→ Task instructions
Repeat the lines below exactly as they appear, but leave out the images.

● ● ●

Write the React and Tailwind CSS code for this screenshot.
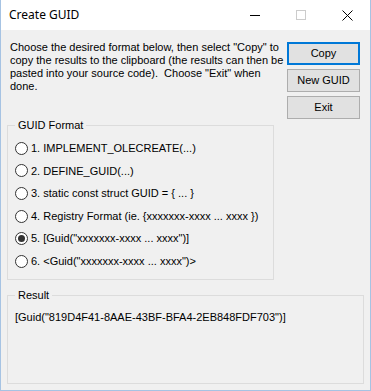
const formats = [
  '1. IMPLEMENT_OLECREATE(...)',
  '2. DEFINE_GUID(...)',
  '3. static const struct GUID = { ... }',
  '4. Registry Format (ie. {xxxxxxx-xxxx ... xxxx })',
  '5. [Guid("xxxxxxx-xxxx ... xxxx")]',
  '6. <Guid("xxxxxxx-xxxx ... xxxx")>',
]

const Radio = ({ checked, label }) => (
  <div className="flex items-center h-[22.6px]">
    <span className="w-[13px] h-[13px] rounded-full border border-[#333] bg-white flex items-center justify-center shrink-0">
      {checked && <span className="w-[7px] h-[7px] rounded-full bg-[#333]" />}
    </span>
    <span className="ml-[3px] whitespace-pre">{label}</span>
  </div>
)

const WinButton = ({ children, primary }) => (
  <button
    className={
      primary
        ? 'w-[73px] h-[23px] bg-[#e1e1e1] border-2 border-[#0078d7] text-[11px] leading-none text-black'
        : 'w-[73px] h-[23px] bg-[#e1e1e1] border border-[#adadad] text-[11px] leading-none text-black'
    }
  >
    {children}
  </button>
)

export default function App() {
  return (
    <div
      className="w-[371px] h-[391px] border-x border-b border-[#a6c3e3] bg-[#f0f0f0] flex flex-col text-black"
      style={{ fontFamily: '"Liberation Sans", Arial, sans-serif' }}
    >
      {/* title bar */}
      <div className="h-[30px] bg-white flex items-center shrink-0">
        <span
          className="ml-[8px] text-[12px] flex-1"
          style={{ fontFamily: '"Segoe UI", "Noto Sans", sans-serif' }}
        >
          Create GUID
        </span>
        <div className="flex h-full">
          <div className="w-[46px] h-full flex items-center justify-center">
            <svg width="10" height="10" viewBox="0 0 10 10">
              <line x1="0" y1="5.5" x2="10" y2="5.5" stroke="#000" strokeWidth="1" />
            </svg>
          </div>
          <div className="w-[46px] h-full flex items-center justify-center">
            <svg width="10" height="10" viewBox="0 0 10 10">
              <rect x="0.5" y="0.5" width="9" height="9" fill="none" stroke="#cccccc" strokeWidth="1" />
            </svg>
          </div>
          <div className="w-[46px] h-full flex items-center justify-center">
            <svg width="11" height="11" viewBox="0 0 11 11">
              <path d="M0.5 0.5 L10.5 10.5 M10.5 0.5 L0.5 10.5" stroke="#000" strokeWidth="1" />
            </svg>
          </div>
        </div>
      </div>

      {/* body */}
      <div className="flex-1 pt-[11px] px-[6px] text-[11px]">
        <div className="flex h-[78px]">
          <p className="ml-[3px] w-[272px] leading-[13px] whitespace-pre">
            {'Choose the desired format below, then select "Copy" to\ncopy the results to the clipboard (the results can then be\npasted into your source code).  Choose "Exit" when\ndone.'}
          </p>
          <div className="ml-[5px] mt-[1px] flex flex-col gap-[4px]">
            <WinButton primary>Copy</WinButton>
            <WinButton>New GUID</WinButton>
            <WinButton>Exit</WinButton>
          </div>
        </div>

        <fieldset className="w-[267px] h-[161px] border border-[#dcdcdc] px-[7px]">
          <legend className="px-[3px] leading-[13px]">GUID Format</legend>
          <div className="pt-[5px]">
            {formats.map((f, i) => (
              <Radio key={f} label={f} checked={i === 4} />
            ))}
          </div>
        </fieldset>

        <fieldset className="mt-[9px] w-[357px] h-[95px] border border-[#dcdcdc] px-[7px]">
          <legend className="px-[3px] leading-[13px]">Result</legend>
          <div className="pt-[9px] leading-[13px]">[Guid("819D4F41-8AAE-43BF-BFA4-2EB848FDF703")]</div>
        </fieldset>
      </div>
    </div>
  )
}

● ● ●

→ The solution
Write the React and Tailwind CSS code for this screenshot.
const formats = [
  '1. IMPLEMENT_OLECREATE(...)',
  '2. DEFINE_GUID(...)',
  '3. static const struct GUID = { ... }',
  '4. Registry Format (ie. {xxxxxxx-xxxx ... xxxx })',
  '5. [Guid("xxxxxxx-xxxx ... xxxx")]',
  '6. <Guid("xxxxxxx-xxxx ... xxxx")>',
]

const Radio = ({ checked, label }) => (
  <div className="flex items-center h-[22.6px]">
    <span className="w-[13px] h-[13px] rounded-full border border-[#333] bg-white flex items-center justify-center shrink-0">
      {checked && <span className="w-[7px] h-[7px] rounded-full bg-[#333]" />}
    </span>
    <span className="ml-[3px] whitespace-pre">{label}</span>
  </div>
)

const WinButton = ({ children, primary }) => (
  <button
    className={
      primary
        ? 'w-[73px] h-[23px] bg-[#e1e1e1] border-2 border-[#0078d7] text-[11px] leading-none text-black'
        : 'w-[73px] h-[23px] bg-[#e1e1e1] border border-[#adadad] text-[11px] leading-none text-black'
    }
  >
    {children}
  </button>
)

export default function App() {
  return (
    <div
      className="w-[371px] h-[391px] border-x border-b border-[#a6c3e3] bg-[#f0f0f0] flex flex-col text-black"
      style={{ fontFamily: '"Liberation Sans", Arial, sans-serif' }}
    >
      {/* title bar */}
      <div className="h-[30px] bg-white flex items-center shrink-0">
        <span
          className="ml-[8px] text-[12px] flex-1"
          style={{ fontFamily: '"Segoe UI", "Noto Sans", sans-serif' }}
        >
          Create GUID
        </span>
        <div className="flex h-full">
          <div className="w-[46px] h-full flex items-center justify-center">
            <svg width="10" height="10" viewBox="0 0 10 10">
              <line x1="0" y1="5.5" x2="10" y2="5.5" stroke="#000" strokeWidth="1" />
            </svg>
          </div>
          <div className="w-[46px] h-full flex items-center justify-center">
            <svg width="10" height="10" viewBox="0 0 10 10">
              <rect x="0.5" y="0.5" width="9" height="9" fill="none" stroke="#cccccc" strokeWidth="1" />
            </svg>
          </div>
          <div className="w-[46px] h-full flex items-center justify-center">
            <svg width="11" height="11" viewBox="0 0 11 11">
              <path d="M0.5 0.5 L10.5 10.5 M10.5 0.5 L0.5 10.5" stroke="#000" strokeWidth="1" />
            </svg>
          </div>
        </div>
      </div>

      {/* body */}
      <div className="flex-1 pt-[11px] px-[6px] text-[11px]">
        <div className="flex h-[78px]">
          <p className="ml-[3px] w-[272px] leading-[13px] whitespace-pre">
            {'Choose the desired format below, then select "Copy" to\ncopy the results to the clipboard (the results can then be\npasted into your source code).  Choose "Exit" when\ndone.'}
          </p>
          <div className="ml-[5px] mt-[1px] flex flex-col gap-[4px]">
            <WinButton primary>Copy</WinButton>
            <WinButton>New GUID</WinButton>
            <WinButton>Exit</WinButton>
          </div>
        </div>

        <fieldset className="w-[267px] h-[161px] border border-[#dcdcdc] px-[7px]">
          <legend className="px-[3px] leading-[13px]">GUID Format</legend>
          <div className="pt-[5px]">
            {formats.map((f, i) => (
              <Radio key={f} label={f} checked={i === 4} />
            ))}
          </div>
        </fieldset>

        <fieldset className="mt-[9px] w-[357px] h-[95px] border border-[#dcdcdc] px-[7px]">
          <legend className="px-[3px] leading-[13px]">Result</legend>
          <div className="pt-[9px] leading-[13px]">[Guid("819D4F41-8AAE-43BF-BFA4-2EB848FDF703")]</div>
        </fieldset>
      </div>
    </div>
  )
}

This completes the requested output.